Jeu de lignes grâce au reflet du placard dans le plateau en verre de la table. Et pour nous signifier que le printemps est là, de jolies pivoines disposées dans le Vase d’Avril par Tsé Tsé dont le Musée Pompidou a estimé qu’il était un marqueur de son époque. Il l’a intégré dans sa collection permanente de design en 1997.
Si la cuisine est aussi discrète et se fond dans l’espace, c’est qu’un grand soin a été apporté à dissimuler tous les objets créant de la perturbation visuelle. Nous vous dévoilons donc une des astuces de l’architecte : le tiroir à électroménager. On y loge toutes les machines indispensables qui encombrent ordinairement le plan de travail. Toujours branchées, on les utilise aussi simplement qu’on les range. Idéal en ces temps de télé-travail pour alléger le décor derrière soi !
Le mur peint fait office de tête de lit. On remarque les célèbres appliques de Charlotte Perriand dessinées pour les appartements de la station des Arcs.

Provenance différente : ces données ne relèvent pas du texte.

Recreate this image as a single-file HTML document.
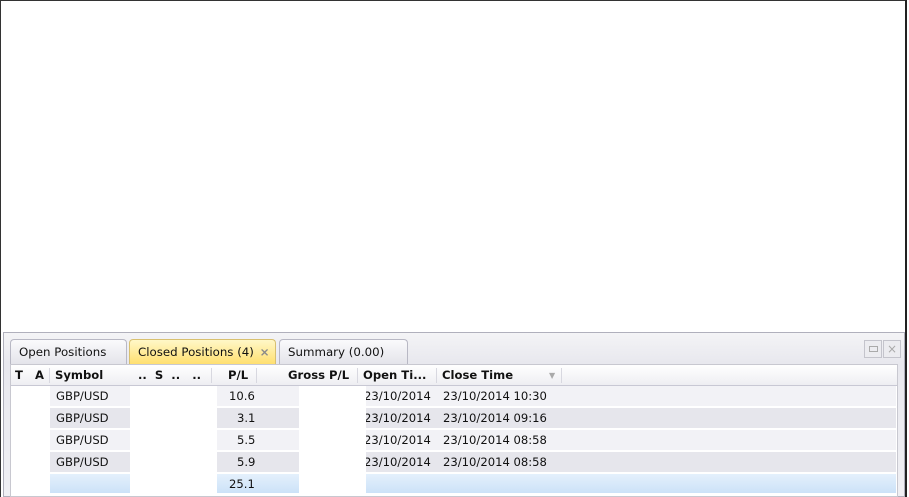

Nous découvrons une ambiance minimaliste inspirée par l’artiste Jean-Pierre Raynaud qui a réalisé une salle entièrement carrelée au Centre Pompidou à Paris ; elle fait partie de l’exposition permanente. Au dessus de la longue vasque en céramique, incrustée dans le miroir, une applique vintage trouvée dans une brocante “qui n’a pas conscience de ce qu’elle vend !” aux Sables d’Olonne.